List each line of the data that holds the string "with", please.
►
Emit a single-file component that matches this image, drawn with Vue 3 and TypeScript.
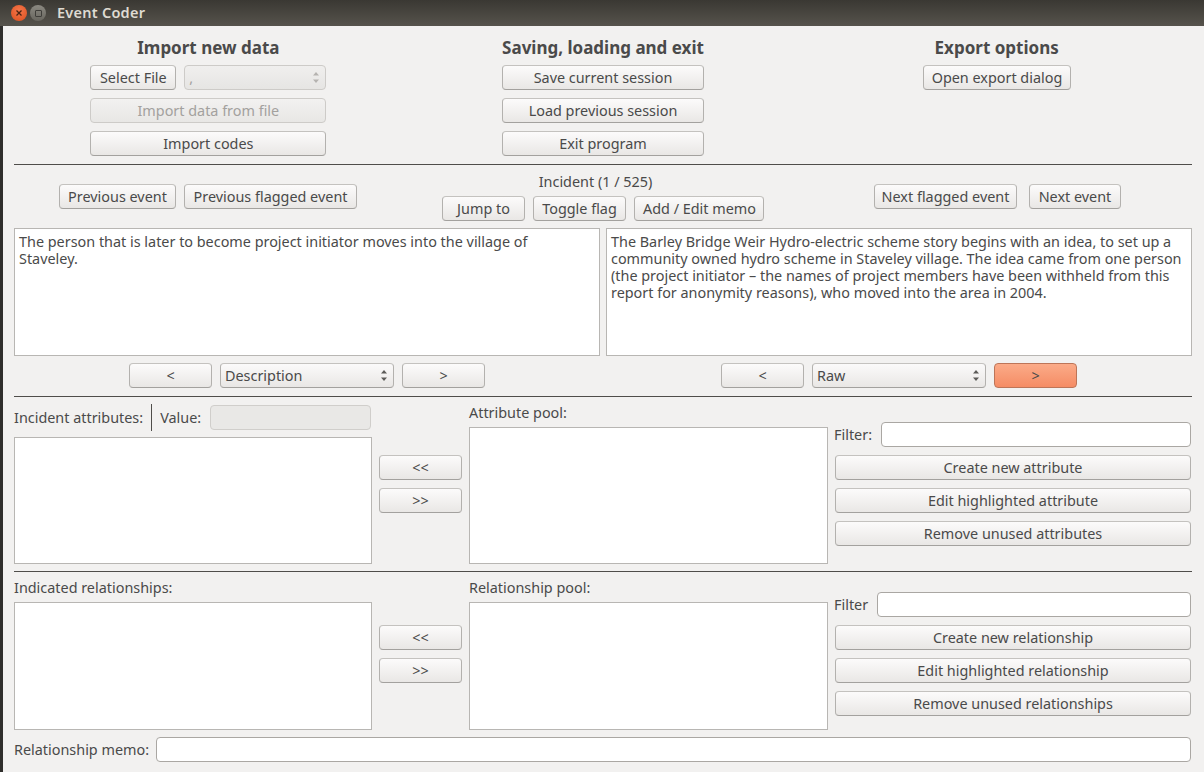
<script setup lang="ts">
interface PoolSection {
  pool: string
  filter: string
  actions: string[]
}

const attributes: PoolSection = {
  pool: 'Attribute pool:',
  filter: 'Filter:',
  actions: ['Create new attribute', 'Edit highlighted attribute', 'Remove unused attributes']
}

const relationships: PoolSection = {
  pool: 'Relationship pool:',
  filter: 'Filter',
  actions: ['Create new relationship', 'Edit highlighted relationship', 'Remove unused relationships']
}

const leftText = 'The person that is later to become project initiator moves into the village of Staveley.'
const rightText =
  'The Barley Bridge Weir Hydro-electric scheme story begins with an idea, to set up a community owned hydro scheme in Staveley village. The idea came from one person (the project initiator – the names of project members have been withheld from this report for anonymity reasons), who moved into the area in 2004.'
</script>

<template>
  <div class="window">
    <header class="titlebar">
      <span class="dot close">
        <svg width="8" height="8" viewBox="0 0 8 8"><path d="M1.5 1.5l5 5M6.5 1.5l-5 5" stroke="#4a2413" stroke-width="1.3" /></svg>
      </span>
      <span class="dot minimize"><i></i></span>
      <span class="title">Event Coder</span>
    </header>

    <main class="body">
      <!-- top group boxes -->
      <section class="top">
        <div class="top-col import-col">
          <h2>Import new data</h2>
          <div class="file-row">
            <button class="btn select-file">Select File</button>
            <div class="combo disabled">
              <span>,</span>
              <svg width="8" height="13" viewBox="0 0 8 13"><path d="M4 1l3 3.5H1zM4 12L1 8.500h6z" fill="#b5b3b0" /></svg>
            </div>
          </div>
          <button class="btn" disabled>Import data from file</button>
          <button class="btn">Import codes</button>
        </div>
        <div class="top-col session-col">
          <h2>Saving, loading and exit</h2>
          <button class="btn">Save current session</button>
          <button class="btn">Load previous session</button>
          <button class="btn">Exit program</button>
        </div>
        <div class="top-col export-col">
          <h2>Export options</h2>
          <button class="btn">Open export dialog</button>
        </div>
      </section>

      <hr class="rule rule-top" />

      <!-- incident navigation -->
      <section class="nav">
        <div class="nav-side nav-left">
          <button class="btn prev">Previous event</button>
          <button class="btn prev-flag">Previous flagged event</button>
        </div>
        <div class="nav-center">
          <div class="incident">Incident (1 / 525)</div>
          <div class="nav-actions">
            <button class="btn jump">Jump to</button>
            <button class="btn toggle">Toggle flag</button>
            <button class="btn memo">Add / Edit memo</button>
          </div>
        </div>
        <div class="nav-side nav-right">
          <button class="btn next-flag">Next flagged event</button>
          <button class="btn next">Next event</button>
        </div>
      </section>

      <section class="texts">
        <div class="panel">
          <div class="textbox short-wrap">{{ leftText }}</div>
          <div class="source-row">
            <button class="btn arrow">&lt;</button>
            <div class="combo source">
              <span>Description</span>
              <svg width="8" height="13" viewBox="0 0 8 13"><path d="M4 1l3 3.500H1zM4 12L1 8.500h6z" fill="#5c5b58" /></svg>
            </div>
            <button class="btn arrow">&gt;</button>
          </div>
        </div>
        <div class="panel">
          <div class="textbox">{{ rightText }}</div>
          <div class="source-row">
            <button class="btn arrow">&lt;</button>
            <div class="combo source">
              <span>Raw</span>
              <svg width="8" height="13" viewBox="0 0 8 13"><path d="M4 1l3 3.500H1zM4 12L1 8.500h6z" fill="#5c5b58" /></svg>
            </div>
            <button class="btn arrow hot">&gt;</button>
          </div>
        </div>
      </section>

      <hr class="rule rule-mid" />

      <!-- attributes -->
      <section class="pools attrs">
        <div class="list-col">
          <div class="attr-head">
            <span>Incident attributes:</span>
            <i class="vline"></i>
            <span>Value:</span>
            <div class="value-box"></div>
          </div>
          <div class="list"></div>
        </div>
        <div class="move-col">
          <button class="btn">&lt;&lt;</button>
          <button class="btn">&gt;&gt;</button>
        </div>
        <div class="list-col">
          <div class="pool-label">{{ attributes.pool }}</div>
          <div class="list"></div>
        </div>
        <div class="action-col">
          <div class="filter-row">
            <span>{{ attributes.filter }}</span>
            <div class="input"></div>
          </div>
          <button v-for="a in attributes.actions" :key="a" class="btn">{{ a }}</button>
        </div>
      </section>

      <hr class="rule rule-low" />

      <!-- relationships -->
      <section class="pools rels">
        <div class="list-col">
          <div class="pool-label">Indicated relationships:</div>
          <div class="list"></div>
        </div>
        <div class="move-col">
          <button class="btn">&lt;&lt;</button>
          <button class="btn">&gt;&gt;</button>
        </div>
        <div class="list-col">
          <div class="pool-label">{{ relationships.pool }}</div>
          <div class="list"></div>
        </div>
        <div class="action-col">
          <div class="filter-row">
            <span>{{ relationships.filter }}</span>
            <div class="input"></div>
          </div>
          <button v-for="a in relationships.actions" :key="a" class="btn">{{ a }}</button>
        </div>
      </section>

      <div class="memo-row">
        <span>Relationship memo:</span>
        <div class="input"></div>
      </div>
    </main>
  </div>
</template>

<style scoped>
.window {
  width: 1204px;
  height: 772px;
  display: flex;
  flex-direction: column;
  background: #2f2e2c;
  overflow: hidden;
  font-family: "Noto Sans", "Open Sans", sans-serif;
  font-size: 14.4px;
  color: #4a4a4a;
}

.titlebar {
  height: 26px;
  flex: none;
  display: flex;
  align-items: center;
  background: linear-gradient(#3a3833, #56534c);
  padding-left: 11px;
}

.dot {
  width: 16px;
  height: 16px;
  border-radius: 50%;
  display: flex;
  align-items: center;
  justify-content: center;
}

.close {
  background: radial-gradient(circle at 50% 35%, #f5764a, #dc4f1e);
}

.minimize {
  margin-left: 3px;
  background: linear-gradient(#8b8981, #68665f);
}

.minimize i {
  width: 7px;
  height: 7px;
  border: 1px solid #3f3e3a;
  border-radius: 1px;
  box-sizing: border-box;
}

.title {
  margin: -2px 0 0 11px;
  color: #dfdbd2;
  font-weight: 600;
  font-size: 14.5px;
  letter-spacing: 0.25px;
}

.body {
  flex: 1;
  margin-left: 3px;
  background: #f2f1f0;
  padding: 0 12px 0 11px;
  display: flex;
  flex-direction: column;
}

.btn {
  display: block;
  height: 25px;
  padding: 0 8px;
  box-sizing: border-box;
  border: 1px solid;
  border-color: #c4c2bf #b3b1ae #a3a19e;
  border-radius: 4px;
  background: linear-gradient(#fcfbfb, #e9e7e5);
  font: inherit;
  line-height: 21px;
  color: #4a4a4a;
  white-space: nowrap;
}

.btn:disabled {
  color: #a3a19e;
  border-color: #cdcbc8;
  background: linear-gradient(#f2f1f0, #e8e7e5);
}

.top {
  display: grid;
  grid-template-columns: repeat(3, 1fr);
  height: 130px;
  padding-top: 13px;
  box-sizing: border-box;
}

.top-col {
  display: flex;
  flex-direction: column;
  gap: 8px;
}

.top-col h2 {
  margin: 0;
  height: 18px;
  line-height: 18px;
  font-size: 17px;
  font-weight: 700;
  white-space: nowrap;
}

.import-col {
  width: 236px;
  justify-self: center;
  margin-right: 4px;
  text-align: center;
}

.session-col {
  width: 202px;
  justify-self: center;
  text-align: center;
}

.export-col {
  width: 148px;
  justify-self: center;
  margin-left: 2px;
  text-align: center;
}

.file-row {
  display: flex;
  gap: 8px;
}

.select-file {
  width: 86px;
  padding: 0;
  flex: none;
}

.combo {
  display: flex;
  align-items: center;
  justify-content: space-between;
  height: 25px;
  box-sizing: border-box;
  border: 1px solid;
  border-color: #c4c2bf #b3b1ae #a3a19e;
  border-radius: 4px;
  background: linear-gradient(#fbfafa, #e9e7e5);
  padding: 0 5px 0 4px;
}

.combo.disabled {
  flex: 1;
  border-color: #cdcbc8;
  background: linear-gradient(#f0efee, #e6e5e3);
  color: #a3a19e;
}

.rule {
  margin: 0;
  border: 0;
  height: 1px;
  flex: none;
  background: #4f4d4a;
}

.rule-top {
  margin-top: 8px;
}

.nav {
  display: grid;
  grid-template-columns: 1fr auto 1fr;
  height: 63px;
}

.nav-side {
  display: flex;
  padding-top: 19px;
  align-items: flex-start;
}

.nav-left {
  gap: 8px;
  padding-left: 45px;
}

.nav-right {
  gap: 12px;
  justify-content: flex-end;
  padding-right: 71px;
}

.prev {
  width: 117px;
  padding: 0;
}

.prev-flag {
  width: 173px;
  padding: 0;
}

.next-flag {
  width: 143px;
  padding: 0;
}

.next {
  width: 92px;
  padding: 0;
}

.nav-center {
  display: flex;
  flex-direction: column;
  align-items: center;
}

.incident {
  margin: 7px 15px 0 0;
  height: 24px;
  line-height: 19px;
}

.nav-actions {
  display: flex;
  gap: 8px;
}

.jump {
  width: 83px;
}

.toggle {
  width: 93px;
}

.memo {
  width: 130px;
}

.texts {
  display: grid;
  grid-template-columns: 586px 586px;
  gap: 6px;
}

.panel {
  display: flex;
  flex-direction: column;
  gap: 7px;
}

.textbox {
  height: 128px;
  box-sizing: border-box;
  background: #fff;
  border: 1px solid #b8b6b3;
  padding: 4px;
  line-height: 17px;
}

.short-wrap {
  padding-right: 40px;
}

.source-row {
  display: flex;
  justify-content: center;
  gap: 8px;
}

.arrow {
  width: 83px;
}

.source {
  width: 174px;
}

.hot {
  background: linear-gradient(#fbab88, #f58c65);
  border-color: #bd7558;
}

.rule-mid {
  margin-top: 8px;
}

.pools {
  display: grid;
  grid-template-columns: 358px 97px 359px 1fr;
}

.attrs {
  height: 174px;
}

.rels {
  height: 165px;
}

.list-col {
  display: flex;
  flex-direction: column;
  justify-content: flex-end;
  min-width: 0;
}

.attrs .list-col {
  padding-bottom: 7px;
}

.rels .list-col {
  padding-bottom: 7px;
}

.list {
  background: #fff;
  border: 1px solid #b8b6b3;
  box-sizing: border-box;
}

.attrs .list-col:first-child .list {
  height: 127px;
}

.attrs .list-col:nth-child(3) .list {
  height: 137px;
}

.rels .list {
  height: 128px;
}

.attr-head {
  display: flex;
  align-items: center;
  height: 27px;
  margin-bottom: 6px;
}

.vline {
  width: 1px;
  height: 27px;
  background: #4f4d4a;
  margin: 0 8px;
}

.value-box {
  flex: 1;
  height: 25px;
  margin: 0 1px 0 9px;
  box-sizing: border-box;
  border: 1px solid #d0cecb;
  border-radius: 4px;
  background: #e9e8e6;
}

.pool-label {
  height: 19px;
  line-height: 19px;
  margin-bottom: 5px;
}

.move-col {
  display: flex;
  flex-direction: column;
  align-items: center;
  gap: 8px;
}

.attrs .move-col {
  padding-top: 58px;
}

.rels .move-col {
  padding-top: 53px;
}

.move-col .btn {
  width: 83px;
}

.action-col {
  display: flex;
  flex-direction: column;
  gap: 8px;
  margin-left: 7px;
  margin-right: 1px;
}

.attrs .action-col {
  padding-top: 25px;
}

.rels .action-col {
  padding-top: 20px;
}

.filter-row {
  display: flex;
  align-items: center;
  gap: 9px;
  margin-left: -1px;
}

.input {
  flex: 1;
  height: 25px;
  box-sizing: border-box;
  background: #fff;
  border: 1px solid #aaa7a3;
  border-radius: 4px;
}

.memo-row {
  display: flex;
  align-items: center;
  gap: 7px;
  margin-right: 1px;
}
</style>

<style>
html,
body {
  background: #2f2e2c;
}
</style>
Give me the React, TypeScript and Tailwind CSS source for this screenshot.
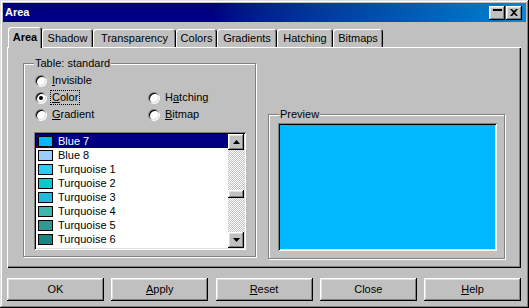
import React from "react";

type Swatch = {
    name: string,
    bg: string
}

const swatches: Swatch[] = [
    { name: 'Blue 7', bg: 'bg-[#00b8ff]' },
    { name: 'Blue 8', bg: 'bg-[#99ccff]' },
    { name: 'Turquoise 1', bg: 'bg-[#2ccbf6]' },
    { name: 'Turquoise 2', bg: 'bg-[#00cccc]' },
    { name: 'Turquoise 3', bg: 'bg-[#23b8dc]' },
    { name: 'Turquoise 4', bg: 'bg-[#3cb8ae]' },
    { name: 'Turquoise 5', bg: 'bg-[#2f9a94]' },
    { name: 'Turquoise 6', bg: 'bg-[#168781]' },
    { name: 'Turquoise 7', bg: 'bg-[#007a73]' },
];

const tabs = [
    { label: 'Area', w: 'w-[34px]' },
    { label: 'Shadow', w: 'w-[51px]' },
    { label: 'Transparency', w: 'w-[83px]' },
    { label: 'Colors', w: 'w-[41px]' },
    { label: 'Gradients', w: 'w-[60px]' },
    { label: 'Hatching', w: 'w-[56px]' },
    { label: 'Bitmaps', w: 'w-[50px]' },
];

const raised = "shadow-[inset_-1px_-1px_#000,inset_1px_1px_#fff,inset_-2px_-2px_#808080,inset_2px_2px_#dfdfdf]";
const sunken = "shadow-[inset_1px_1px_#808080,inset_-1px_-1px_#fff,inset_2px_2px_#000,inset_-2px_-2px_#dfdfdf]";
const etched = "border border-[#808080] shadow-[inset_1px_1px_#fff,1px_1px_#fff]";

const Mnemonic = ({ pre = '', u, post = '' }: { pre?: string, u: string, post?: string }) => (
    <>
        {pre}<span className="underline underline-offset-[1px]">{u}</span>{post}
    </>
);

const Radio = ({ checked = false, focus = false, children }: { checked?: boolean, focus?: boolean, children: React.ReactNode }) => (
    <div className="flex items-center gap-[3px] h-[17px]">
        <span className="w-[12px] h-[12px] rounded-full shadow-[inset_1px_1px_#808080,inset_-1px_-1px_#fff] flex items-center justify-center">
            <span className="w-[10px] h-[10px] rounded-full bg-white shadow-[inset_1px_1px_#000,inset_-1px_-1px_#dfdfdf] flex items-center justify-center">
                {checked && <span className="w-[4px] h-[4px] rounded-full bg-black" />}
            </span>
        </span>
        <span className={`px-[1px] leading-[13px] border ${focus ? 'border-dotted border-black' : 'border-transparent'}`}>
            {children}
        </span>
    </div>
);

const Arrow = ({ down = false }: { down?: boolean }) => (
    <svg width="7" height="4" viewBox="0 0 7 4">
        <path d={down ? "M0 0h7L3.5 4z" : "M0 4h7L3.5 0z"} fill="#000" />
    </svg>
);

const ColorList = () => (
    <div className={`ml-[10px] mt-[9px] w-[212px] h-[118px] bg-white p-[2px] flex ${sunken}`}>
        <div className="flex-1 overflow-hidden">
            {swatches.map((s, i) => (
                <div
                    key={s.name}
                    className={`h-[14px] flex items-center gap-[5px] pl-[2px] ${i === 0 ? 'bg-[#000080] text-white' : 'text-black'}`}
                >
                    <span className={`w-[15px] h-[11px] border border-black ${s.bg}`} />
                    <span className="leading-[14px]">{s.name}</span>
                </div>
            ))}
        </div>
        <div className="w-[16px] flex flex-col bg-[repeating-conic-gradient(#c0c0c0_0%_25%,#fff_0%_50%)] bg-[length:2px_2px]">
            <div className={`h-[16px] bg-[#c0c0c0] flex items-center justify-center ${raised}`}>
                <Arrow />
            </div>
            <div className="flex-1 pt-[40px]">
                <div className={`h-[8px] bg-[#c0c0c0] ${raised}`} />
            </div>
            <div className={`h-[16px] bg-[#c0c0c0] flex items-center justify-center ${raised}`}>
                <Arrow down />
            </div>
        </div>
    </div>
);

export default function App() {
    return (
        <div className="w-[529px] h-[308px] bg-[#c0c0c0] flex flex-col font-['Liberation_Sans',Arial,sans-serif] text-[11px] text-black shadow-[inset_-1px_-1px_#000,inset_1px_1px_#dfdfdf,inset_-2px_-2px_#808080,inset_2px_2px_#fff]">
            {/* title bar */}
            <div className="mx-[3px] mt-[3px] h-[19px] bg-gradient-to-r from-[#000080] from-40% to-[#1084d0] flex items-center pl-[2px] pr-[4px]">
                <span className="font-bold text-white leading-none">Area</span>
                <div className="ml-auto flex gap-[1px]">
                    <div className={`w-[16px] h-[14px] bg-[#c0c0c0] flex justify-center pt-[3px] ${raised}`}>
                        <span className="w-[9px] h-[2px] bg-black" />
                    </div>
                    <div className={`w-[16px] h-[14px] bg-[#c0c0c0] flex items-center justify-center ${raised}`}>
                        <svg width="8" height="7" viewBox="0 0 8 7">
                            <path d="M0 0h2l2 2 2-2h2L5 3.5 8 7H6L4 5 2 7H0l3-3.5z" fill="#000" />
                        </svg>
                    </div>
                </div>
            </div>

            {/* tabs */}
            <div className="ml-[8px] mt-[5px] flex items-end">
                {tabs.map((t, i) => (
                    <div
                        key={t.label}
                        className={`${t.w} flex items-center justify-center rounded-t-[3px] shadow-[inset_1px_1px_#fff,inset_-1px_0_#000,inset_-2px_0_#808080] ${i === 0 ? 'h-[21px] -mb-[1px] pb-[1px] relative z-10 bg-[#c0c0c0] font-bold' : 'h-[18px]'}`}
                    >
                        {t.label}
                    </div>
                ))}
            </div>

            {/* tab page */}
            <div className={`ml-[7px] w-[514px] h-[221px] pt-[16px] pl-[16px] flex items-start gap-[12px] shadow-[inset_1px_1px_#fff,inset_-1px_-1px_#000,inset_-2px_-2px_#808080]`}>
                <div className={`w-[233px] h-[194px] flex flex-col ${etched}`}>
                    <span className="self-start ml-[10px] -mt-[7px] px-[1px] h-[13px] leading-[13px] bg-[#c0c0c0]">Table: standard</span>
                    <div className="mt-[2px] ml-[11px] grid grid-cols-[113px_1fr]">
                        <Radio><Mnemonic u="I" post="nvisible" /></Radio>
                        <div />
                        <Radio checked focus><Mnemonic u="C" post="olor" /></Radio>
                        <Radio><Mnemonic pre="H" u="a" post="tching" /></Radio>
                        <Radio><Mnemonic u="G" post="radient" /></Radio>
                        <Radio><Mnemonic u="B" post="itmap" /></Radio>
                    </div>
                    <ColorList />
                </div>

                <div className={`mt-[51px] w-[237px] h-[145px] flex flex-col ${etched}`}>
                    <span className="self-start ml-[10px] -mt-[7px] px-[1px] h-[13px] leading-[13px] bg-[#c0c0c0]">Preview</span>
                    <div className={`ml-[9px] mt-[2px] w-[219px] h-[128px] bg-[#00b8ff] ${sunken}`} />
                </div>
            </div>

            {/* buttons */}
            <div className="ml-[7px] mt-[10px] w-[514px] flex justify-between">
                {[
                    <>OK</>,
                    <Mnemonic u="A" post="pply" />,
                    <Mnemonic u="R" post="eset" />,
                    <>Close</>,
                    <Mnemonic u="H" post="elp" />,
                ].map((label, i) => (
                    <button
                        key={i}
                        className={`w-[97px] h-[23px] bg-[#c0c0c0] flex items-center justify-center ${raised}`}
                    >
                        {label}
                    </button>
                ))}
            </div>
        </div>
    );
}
◄
PROBLEM SOLUTION
Emit a single-file component that matches this image, drawn with Vue 3 and TypeScript.
  'The Barley Bridge Weir Hydro-electric scheme story begins with an idea, to set up a community owned hydro scheme in Staveley village. The idea came from one person (the project initiator – the names of project members have been withheld from this report for anonymity reasons), who moved into the area in 2004.'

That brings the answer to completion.